+++ RECORDED DATA +++

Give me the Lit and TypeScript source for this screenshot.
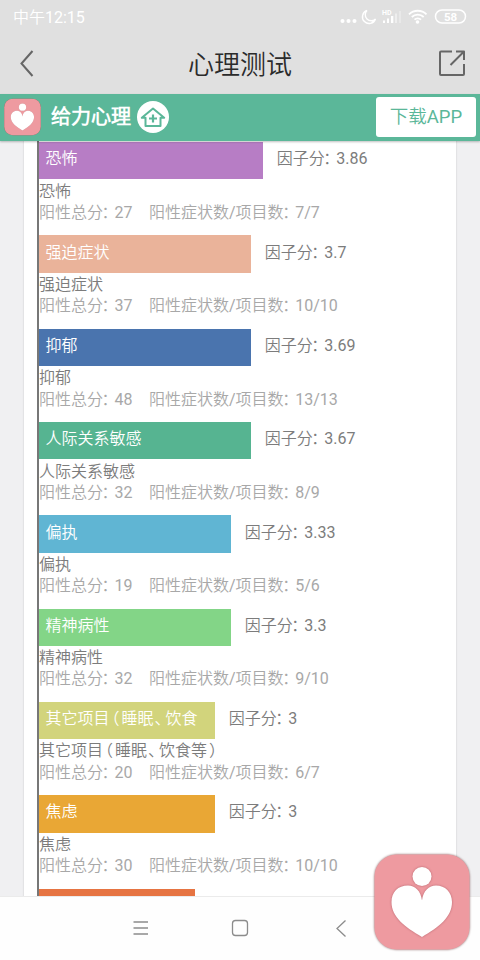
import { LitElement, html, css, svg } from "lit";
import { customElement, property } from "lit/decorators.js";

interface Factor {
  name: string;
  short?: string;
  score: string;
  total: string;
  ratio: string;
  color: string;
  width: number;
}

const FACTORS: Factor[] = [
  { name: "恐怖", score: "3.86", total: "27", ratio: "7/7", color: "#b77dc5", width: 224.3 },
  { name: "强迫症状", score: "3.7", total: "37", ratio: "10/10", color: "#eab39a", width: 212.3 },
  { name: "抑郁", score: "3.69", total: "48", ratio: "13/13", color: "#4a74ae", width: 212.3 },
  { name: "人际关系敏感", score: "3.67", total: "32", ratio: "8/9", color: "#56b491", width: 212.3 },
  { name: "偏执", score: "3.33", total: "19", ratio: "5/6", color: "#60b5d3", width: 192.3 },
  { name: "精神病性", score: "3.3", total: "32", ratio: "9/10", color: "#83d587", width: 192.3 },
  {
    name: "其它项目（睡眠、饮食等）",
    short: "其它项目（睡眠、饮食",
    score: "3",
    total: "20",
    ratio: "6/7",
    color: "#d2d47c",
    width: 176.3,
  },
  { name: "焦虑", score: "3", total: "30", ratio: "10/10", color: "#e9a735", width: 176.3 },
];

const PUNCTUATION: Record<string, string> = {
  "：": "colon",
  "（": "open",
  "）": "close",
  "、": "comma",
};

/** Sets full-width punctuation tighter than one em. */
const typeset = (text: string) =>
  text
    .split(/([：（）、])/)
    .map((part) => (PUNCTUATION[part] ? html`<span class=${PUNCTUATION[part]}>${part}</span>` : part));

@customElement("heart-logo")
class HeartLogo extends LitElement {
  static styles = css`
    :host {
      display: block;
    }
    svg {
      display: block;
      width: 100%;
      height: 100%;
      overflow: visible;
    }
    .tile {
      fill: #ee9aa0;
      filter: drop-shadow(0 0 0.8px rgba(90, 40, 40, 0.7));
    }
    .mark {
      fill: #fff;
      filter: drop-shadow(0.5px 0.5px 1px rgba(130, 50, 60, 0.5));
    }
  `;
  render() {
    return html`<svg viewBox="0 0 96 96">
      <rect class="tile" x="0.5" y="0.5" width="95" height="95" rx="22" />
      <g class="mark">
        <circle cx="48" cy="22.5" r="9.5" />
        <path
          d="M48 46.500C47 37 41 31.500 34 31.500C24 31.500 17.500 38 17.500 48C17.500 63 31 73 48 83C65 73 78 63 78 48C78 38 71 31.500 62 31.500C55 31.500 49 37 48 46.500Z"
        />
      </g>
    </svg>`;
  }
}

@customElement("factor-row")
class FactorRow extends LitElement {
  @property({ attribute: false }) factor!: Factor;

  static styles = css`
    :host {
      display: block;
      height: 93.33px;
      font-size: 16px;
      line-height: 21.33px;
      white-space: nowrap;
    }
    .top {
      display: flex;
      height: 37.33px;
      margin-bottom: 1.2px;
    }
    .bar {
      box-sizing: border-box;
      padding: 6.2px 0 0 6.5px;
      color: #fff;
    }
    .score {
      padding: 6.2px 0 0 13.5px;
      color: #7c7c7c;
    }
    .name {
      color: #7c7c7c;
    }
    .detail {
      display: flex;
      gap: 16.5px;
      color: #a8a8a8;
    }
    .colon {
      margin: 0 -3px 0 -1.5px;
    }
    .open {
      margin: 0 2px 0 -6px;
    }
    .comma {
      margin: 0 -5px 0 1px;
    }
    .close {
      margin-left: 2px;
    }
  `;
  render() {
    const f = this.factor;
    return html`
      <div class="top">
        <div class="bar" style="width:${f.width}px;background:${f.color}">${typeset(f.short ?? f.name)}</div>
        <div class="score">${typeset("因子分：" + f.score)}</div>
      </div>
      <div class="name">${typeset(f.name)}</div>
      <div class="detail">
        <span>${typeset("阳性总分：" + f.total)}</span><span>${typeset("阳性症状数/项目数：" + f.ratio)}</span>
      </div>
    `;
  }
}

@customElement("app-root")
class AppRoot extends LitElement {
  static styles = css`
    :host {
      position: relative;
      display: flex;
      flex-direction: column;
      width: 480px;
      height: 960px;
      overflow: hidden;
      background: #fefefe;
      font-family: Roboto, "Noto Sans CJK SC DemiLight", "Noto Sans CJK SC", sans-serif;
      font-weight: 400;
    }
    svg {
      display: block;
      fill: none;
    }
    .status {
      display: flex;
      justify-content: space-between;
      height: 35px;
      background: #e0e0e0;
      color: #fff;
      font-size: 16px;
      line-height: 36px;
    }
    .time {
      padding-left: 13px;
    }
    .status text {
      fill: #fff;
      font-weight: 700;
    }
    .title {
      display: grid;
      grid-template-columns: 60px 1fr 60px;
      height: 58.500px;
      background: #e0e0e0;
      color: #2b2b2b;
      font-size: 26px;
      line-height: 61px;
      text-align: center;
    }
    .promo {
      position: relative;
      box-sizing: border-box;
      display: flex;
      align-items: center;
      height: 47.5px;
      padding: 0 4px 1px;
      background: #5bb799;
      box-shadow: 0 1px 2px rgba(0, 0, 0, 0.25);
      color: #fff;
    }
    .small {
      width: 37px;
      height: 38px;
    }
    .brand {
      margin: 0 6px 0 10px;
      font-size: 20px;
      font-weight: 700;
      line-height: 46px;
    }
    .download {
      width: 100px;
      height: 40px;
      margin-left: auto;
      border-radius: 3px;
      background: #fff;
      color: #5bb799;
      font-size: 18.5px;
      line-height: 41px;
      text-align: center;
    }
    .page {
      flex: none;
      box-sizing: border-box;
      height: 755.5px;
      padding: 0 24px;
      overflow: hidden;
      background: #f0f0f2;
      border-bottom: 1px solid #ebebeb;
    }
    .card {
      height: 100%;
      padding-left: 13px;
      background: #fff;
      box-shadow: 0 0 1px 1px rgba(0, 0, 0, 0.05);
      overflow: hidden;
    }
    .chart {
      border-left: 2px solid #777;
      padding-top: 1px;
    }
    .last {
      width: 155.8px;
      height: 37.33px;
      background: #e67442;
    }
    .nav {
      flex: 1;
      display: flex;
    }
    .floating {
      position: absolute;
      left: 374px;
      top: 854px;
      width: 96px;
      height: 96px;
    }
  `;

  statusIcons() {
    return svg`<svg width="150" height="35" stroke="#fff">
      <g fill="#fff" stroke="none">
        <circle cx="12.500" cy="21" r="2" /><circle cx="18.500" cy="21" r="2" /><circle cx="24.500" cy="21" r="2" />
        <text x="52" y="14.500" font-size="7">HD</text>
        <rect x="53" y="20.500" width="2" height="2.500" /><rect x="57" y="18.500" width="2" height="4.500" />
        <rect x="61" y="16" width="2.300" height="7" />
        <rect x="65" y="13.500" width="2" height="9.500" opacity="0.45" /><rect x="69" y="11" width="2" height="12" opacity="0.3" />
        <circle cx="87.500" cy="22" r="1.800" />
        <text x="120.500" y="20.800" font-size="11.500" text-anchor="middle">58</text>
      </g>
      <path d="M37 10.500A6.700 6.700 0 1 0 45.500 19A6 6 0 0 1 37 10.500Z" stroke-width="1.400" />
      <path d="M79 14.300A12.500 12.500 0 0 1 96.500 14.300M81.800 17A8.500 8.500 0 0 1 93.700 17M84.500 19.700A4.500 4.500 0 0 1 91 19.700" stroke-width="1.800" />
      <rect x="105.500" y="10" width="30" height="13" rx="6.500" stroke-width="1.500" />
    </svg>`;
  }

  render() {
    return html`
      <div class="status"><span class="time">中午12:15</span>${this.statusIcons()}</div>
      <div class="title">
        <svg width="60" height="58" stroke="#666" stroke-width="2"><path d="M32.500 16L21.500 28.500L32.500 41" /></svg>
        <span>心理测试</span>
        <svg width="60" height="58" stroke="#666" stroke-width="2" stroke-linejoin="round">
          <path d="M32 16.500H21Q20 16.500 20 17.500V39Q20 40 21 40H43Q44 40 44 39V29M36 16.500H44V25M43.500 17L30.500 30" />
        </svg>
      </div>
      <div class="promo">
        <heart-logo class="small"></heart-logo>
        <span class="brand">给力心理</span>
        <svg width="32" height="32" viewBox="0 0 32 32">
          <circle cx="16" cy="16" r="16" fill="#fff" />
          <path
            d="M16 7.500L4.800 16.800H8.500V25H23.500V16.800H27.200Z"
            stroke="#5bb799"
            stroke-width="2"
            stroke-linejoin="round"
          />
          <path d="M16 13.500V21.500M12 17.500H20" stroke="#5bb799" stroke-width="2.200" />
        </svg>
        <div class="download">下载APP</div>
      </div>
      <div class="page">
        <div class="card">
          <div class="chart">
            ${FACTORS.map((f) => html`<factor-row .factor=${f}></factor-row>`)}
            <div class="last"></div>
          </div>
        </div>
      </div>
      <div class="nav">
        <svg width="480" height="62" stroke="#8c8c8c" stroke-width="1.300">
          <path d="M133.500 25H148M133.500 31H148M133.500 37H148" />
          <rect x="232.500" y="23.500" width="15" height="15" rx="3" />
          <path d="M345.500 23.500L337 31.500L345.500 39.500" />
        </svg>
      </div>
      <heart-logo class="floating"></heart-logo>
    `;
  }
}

+++

STATED GOAL
Gather each line from the listing above that holds "this".

WRITTEN RESPONSE
Give me the Lit and TypeScript source for this screenshot.
    const f = this.factor;
      <div class="status"><span class="time">中午12:15</span>${this.statusIcons()}</div>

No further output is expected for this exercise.